3.4. Informeren directeur-generaal Belastingdienst

De directeur BOB licht, na overleg met de FIOD en de Directie PAB, de directeur-generaal Belastingdienst in. De directeur BOB adviseert waar nodig het hoofd van de eenheid met betrekking tot het doen van aangifte (paragraaf 3.5) en een eventueel verzoek om ontheffing van de geheimhoudingsplicht (paragraaf 3.6).

3.5. Aangifte

De aangifte wordt, voor zover nodig, door het hoofd van de eenheid gedaan bij het Openbaar Ministerie. De FIOD kan daarbij een ondersteunende rol spelen. Met het OM wordt overleg gevoerd over de te volgen handelwijze.

3.6. Ontheffing geheimhoudingsplicht

Alle beschikbare informatie over een belastingplichtige valt onder de geheimhoudingsplicht van artikel 67 van de AWR. Verstrekking van die informatie voor een ander doel dan uitvoering van de belastingwetten is slechts mogelijk indien daartoe een wettelijke verplichting bestaat of door de staatssecretaris ontheffing van de geheimhoudingsplicht is verleend.

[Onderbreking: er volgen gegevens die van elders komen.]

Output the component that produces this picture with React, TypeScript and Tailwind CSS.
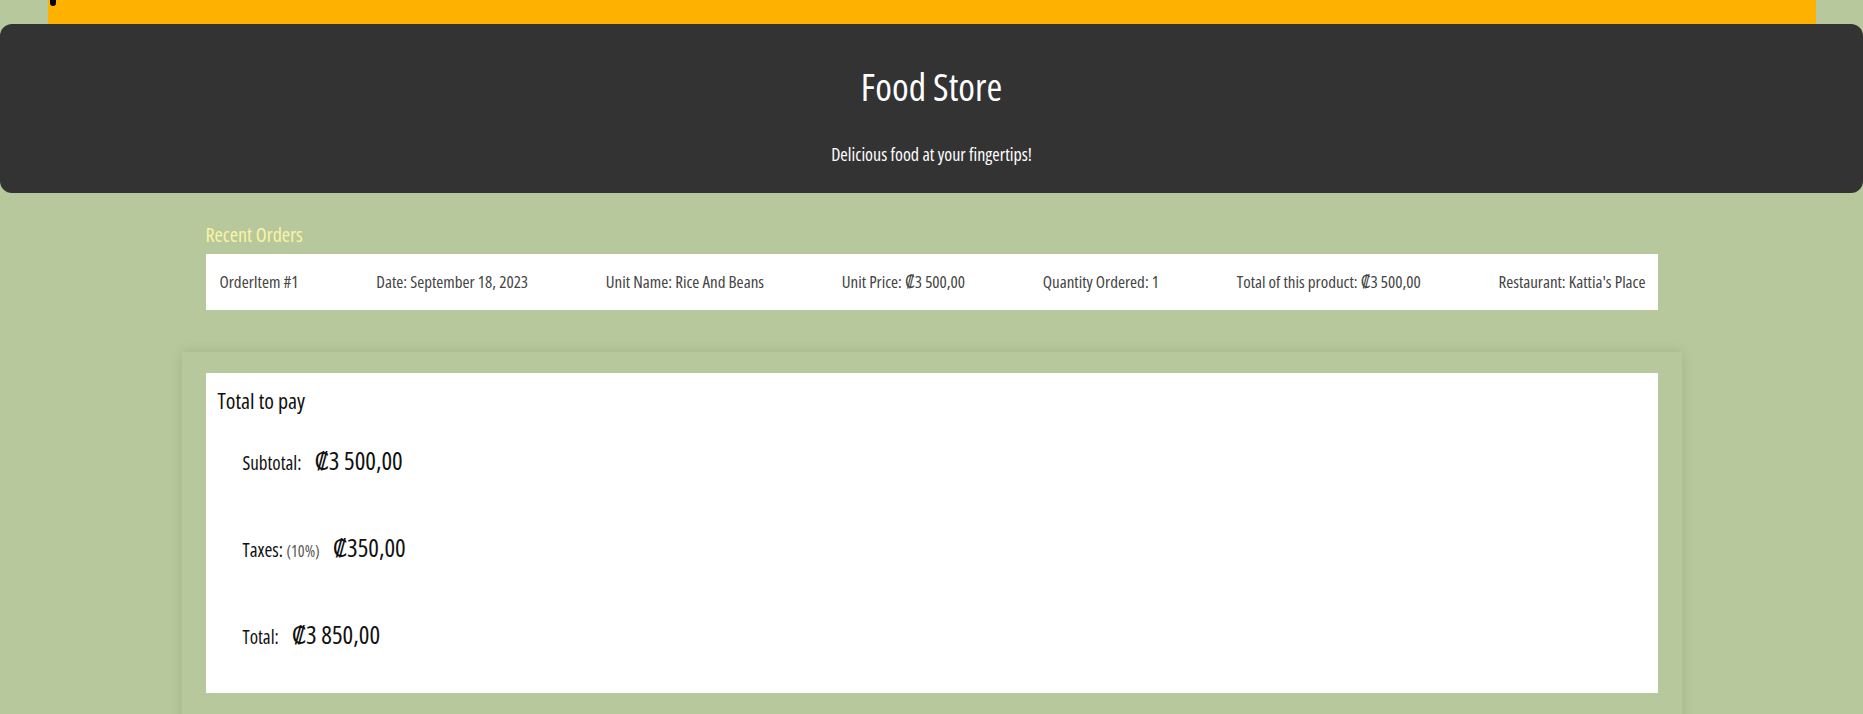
import React from 'react'

const order = [
  'OrderItem #1',
  'Date: September 18, 2023',
  'Unit Name: Rice And Beans',
  'Unit Price: ₡3 500,00',
  'Quantity Ordered: 1',
  'Total of this product: ₡3 500,00',
  "Restaurant: Kattia's Place",
]

export default function App() {
  return (
    <div className="h-[714px] overflow-hidden bg-[#b7c99c] font-['Open_Sans','DejaVu_Sans_Condensed',sans-serif] font-stretch-condensed">
      <div className="relative ml-[48px] mr-[47px] h-[24px] bg-[#ffb100]">
        <div className="absolute left-[2px] top-0 h-[6px] w-[6px] rounded-b-sm bg-black" />
      </div>
      <header className="flex h-[169px] flex-col items-center rounded-xl bg-[#333333] pt-[39px] text-white">
        <h1 className="text-[38px] leading-[46px]">Food Store</h1>
        <p className="mt-[33px] text-[18px] leading-[24px]">Delicious food at your fingertips!</p>
      </header>

      <main className="mx-auto w-[1452px] pt-[28px]">
        <h2 className="text-[20px] leading-[28px] text-[#fbf3a5]">Recent Orders</h2>
        <div className="mt-[5px] flex h-[56px] items-center justify-between bg-white pl-[14px] pr-[12px] text-[17px] text-[#444]">
          {order.map((t) => (
            <span key={t}>{t}</span>
          ))}
        </div>
      </main>

      <section className="mx-auto mt-[42px] w-[1500px] px-[24px] pt-[21px] pb-[40px] shadow-[0_0_12px_rgba(0,0,0,0.12)]">
        <div className="h-[320px] bg-white px-[12px] pt-[12px] text-[#111]">
          <h3 className="text-[22px] leading-[30px]">Total to pay</h3>
          <div className="mt-[27px] flex flex-col gap-[55px] pl-[25px]">
            <div className="flex h-[32px] items-baseline gap-[13px]">
              <span className="text-[19px]">Subtotal:</span>
              <span className="text-[25px]">₡3 500,00</span>
            </div>
            <div className="flex h-[32px] items-baseline gap-[13px]">
              <span className="text-[19px]">
                Taxes: <span className="text-[16px] text-[#555]">(10%)</span>
              </span>
              <span className="text-[25px]">₡350,00</span>
            </div>
            <div className="flex h-[32px] items-baseline gap-[13px]">
              <span className="text-[19px]">Total:</span>
              <span className="text-[25px]">₡3 850,00</span>
            </div>
          </div>
        </div>
      </section>
    </div>
  )
}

In het eerste geval is geen ontheffing nodig. De wettelijke verplichting wordt gevormd door de aangifteplicht van de in art. 160 en 162 van het Wetboek van Strafvordering omschreven misdrijven. Bij een schriftelijk verzoek om informatie van de Officier van Justitie behoeft evenmin ontheffing te worden verzocht. Wel dient in al deze gevallen een belangenafweging plaats te vinden.

Individuele ontheffing van de geheimhoudingsplicht is wel vereist indien gegevens van belastingplichtigen worden gebruikt ter uitvoering van onderzoek naar een disciplinaire overtreding. Het verzoek om ontheffing wordt voorgelegd aan de directeur BOB. De directeur BOB zendt een afschrift van de beschikking aan de desbetreffende directeur.

4. Informeren medewerkers

De hoofden van de eenheden wordt verzocht de inhoud van dit besluit onder de aandacht te brengen van hun medewerkers. In het Reglement Personeelsvoorschriften Belastingdienst zal worden verwezen naar dit besluit.

Dit besluit dient ter vervanging van het besluit van 10 mei 1993, nr. AFZ93/3732, laatstelijk gewijzigd bij besluit van 5 februari 1999, nr. AFZ99/345N.